Enhanced Arabidopsis disease resistance against Botrytis cinerea induced by sulfur dioxide

• Published in: Ecotoxicology and environmental safety Vol. 147; pp. 523 - 529
• Main Authors: Xue, Meizhao, Yi, Huilan
• Format: Journal Article
• Language: English
• Published: Netherlands Elsevier Inc 01.01.2018
• Subjects: Arabidopsis - genetics; Arabidopsis - metabolism; Arabidopsis - microbiology; Arabidopsis thaliana; Botrytis - growth & development; Botrytis cinerea; Defence response; Disease Resistance - drug effects; Disease Resistance - genetics; Gene Expression Regulation, Plant - drug effects; Genes, Plant; Induced resistance; MicroRNA; MicroRNAs - genetics; Plant Diseases - genetics; Plant Diseases - microbiology; Plant Diseases - prevention & control; Sulfur dioxide; Sulfur Dioxide - pharmacology; Arabidopsis thaliana; MicroRNA; Botrytis cinerea; Induced resistance; Defence response; Sulfur dioxide
• ISSN: 0147-6513; 1090-2414
• DOI: 10.1016/j.ecoenv.2017.09.011

Sulfur dioxide (SO2) is a common air pollutant that has complex impacts on plants. The effect of prior exposure to 30mgm−3 SO2 on defence against Botrytis cinerea (B. cinerea) in Arabidopsis thaliana and the possible mechanisms of action were investigated. The results indicated that pre-exposure to 30mgm−3 SO2 resulted in significantly enhanced resistance to B. cinerea infection. SO2 pre-treatment significantly enhanced the activities of defence-related enzymes including phenylalanine ammonia-lyase (PAL), polyphenol oxidase (PPO), β-1,3-glucanase (BGL) and chitinase (CHI). Transcripts of the defence-related genes PAL, PPO, PR2, and PR3, encoding PAL, PPO, BGL and CHI, respectively, were markedly elevated in Arabidopsis plants pre-exposed to SO2 and subsequently inoculated with B. cinerea (SO2+ treatment group) compared with those that were only treated with SO2 (SO2) or inoculated with B. cinerea (CK+). Moreover, SO2 pre-exposure also led to significant increases in the expression levels of MIR393, MIR160 and MIR167 in Arabidopsis. Meanwhile, the expression of known targets involved in the auxin signalling pathway, was negatively correlated with their corresponding miRNAs. Additionally, the transcript levels of the primary auxin-response genes GH3-like, BDL/IAA12, and AXR3/IAA17 were markedly repressed.
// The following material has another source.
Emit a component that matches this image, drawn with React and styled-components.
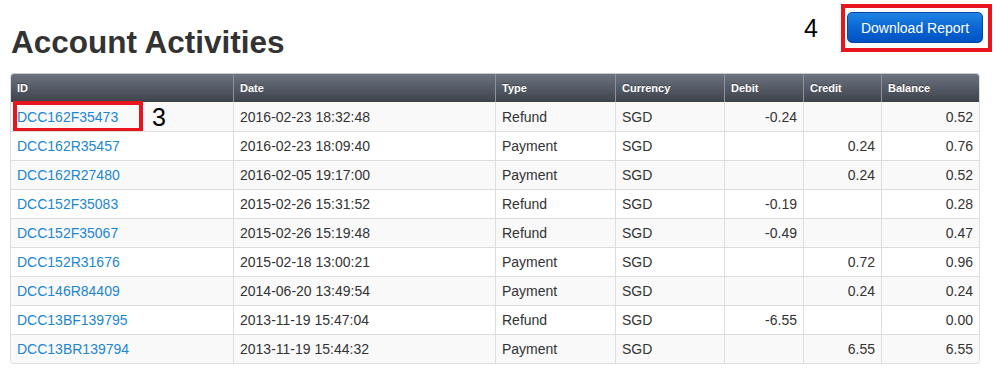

Our findings indicate that 30mgm−3 SO2 pre-exposure enhances disease resistance against B. cinerea in Arabidopsis by priming defence responses through enhancement of defence-related gene expression and enzyme activity, and miRNA-mediated suppression of the auxin signalling pathway. [Display omitted] •Pre-exposure to 30mgm−3 SO2 for 72h significantly enhances resistance to B. cinerea in Arabidopsis.•The priming of defence response is essential for SO2-induced resistance against B. cinerea.•miRNAs-mediated auxin signalling pathway might be important in SO2-induced disease resistance.